The United States Supreme Court had another opportunity to rule on the matter in a 2014 decision. Critics of -securities class actions had been hopeful that the Supreme Court would overrule its own earlier Basic v. Levinson decision from 1988. Writing for the majority, Chief Justice Roberts declined to do so. “Halliburton and its amici contend that, by facilitating securities class actions, the Basic presumption produces a number of serious and harmful consequences,” he wrote. “Such class actions, they say, allow plaintiffs to extort large settlements from defendants for meritless claims; punish innocent shareholders, who end up having to pay settlements and judgments; impose excessive costs on businesses; and consume a disproportionately large share of judicial resources…These concerns are more appropriately addressed to Congress.”

The original legislative change that introduced these class actions to Canada was well intentioned as an investor protection measure, but it appears to need some fine tuning to achieve that aim.

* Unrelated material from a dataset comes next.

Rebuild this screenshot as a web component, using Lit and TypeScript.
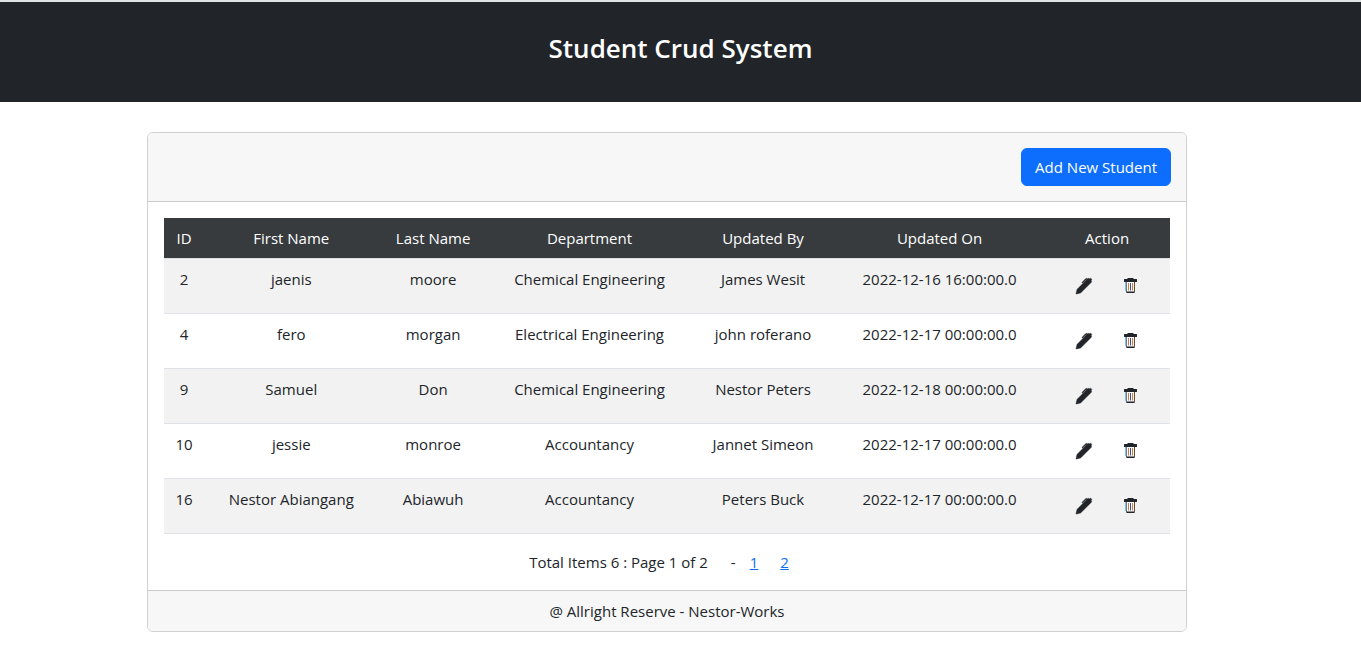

If too much of the settlements is found to be going to large traders and speculators, at the expense of small buy-and-hold investors, it might be desirable to put a cap on awards to individual class members. And fees to class counsel could be made contingent on successfully pursuing the executives who were actually responsible for the misrepresentation, to ensure that they personally pay part of the claim. At present, there is no incentive for the prosecuting lawyers to take a stronger role to actually deter misrepresentation by corporate executives.

The situation in Canada is certainly not as extreme as in the United States. The cap on liability, as well as the absence of juries in most civil trials, creates a different atmosphere. Therefore, the deep level of concern expressed by critics in the United States may not be fully applicable here. Nevertheless, many of the same issues are relevant, and this is an area that deserves careful scrutiny.

The views expressed in this article are the author’s own and do not necessarily reflect the positions of either the Mowat Centre or the Law Commission.